Drei Mitglieder der englischen Generalsynode hatten zuvor eine Petition gestartet, in welcher der Rücktritt Welbys gefordert wurde. Hintergrund ist ein Untersuchungsbericht zu einem Missbrauchsskandal in den 1970er und 80er Jahren. Die Kirche habe wiederholt versäumt, gegen die Taten des Anwalts John Smyth vorzugehen, der Sommerlager der Kirche organisierte und bis zu 130 Jungen und junge Männer missbraucht haben soll, hieß es in dem Bericht.
Die Kirche von England - die Mutterkirche der Anglikanischen Gemeinschaft - habe die "traumatischen physischen, sexuellen, psychologischen und spirituellen Übergriffe" vertuscht, die sich in Großbritannien, Simbabwe und Südafrika über mehrere Jahrzehnte hinweg ereignet hätten, konstatiert der Bericht.
Die Untersuchung kam zu dem Schluss, dass Welby den Missbrauch den Behörden hätte melden "können und müssen", als er im Jahr 2013 erstmals davon erfahren habe. Smyth starb 2018 im Alter von 75 Jahren in Südafrika. Die britische Polizei leitete zwar Ermittlungen gegen ihn ein, er wurde aber nie strafrechtlich belangt. Der Skandal kam 2017 durch eine Dokumentation des Senders Channel 4 ans Licht.
"Es ist sehr klar, dass ich persönlich und institutionell die Verantwortung für die lange und erneut traumatisierende Zeit zwischen 2013 und 2024 übernehmen muss", sagte Welby in seiner Rücktrittserklärung.
Welby hatte in der vergangenen Woche gesagt, er bedauere die Missbrauchsfälle zutiefst, seinen Rücktritt aber noch abgelehnt. Er habe vor seinem Amtsantritt als Bischof im Jahr 2013 nichts von diesen Fällen gewusst. Am Dienstag sagte er aber nun, er habe in jenem Jahr erfahren, dass die Polizei über die Fälle benachrichtigt worden sei, und habe "fälschlicherweise" angenommen, dass diese "angemessen" behandelt würden.
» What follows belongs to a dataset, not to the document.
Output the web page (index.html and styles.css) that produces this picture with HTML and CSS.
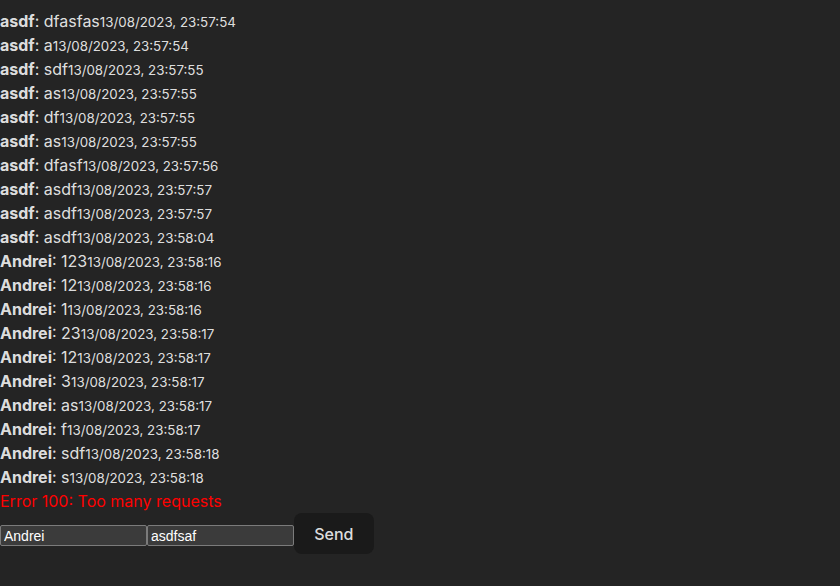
FILE: index.html
```html
<!DOCTYPE html>
<html lang="en">
<head>
<meta charset="utf-8">
<title>Chat</title>
<link rel="stylesheet" href="styles.css">
</head>
<body>
<div class="chat">
  <div class="messages">
    <div class="msg"><b>asdf</b>: dfasfas<small>13/08/2023, 23:57:54</small></div>
    <div class="msg"><b>asdf</b>: a<small>13/08/2023, 23:57:54</small></div>
    <div class="msg"><b>asdf</b>: sdf<small>13/08/2023, 23:57:55</small></div>
    <div class="msg"><b>asdf</b>: as<small>13/08/2023, 23:57:55</small></div>
    <div class="msg"><b>asdf</b>: df<small>13/08/2023, 23:57:55</small></div>
    <div class="msg"><b>asdf</b>: as<small>13/08/2023, 23:57:55</small></div>
    <div class="msg"><b>asdf</b>: dfasf<small>13/08/2023, 23:57:56</small></div>
    <div class="msg"><b>asdf</b>: asdf<small>13/08/2023, 23:57:57</small></div>
    <div class="msg"><b>asdf</b>: asdf<small>13/08/2023, 23:57:57</small></div>
    <div class="msg"><b>asdf</b>: asdf<small>13/08/2023, 23:58:04</small></div>
    <div class="msg"><b>Andrei</b>: 123<small>13/08/2023, 23:58:16</small></div>
    <div class="msg"><b>Andrei</b>: 12<small>13/08/2023, 23:58:16</small></div>
    <div class="msg"><b>Andrei</b>: 1<small>13/08/2023, 23:58:16</small></div>
    <div class="msg"><b>Andrei</b>: 23<small>13/08/2023, 23:58:17</small></div>
    <div class="msg"><b>Andrei</b>: 12<small>13/08/2023, 23:58:17</small></div>
    <div class="msg"><b>Andrei</b>: 3<small>13/08/2023, 23:58:17</small></div>
    <div class="msg"><b>Andrei</b>: as<small>13/08/2023, 23:58:17</small></div>
    <div class="msg"><b>Andrei</b>: f<small>13/08/2023, 23:58:17</small></div>
    <div class="msg"><b>Andrei</b>: sdf<small>13/08/2023, 23:58:18</small></div>
    <div class="msg"><b>Andrei</b>: s<small>13/08/2023, 23:58:18</small></div>
  </div>
  <div class="error">Error 100: Too many requests</div>
  <form class="composer">
    <input class="field" type="text" value="Andrei"><input class="field" type="text" value="asdfsaf"><button class="send" type="button">Send</button>
  </form>
</div>
</body>
</html>
```

FILE: styles.css
```css
:root {
  color-scheme: dark;
}
html, body {
  margin: 0;
  padding: 0;
  background: #242424;
}
body {
  font-family: Inter, "Noto Sans", sans-serif;
  font-size: 16px;
  line-height: 1.5;
  color: rgba(255, 255, 255, 0.87);
}
.chat {
  padding-top: 9px;
}
.msg b {
  font-weight: 700;
}
.msg small {
  font-size: 13.33px;
}
.error {
  color: #ff0000;
}
.composer {
  margin: 0;
  display: flex;
  align-items: center;
}
.field {
  width: 147px;
  box-sizing: border-box;
  height: 21px;
  margin: 4px 0 0 0;
  padding: 1px 3px;
  font-family: "Liberation Sans", Arial, sans-serif;
  font-size: 14px;
  color: #fff;
  background: #3b3b3b;
  border: 1px solid #7b7b7b;
  border-radius: 2px;
}
.send {
  font-family: Inter, "Noto Sans", sans-serif;
  font-size: 16px;
  font-weight: 500;
  line-height: normal;
  padding: 0.6em 1.2em;
  margin: 0;
  border-radius: 8px;
  border: 1px solid transparent;
  background: #1a1a1a;
  color: rgba(255, 255, 255, 0.87);
  cursor: pointer;
}
```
Kurz vor Welbys Rücktrittserklärung hatte der britische Premier Keir Starmer den Druck auf Welby erhöht, indem er betonte, Smyths Opfer seien "sehr, sehr schlecht behandelt" worden. Auf die Frage, ob Welby zurücktreten solle, sagte Starmer jedoch, dies sei "eine Angelegenheit der Kirche".
Die Initiatoren der Petition argumentierten ihrerseits, das Oberhaupt der anglikanischen Kirche sei seiner "persönlichen und moralischen Verantwortung", den Missbrauchsfällen weiter nachzugehen, nicht nachgekommen. Er sei daher nicht länger als Erzbischof von Canterbury tragbar.
Die Petition wurde von mehr als 14.000 Unterstützern unterzeichnet. Auch mehrere Priester gingen auf Distanz zu Welby. Der Pfarrer der St. Anne's Church im Südwesten Londons, Giles Fraser, sagte dem Sender BBC, der Erzbischof habe das Vertrauen "vieler seiner Bischöfe verloren".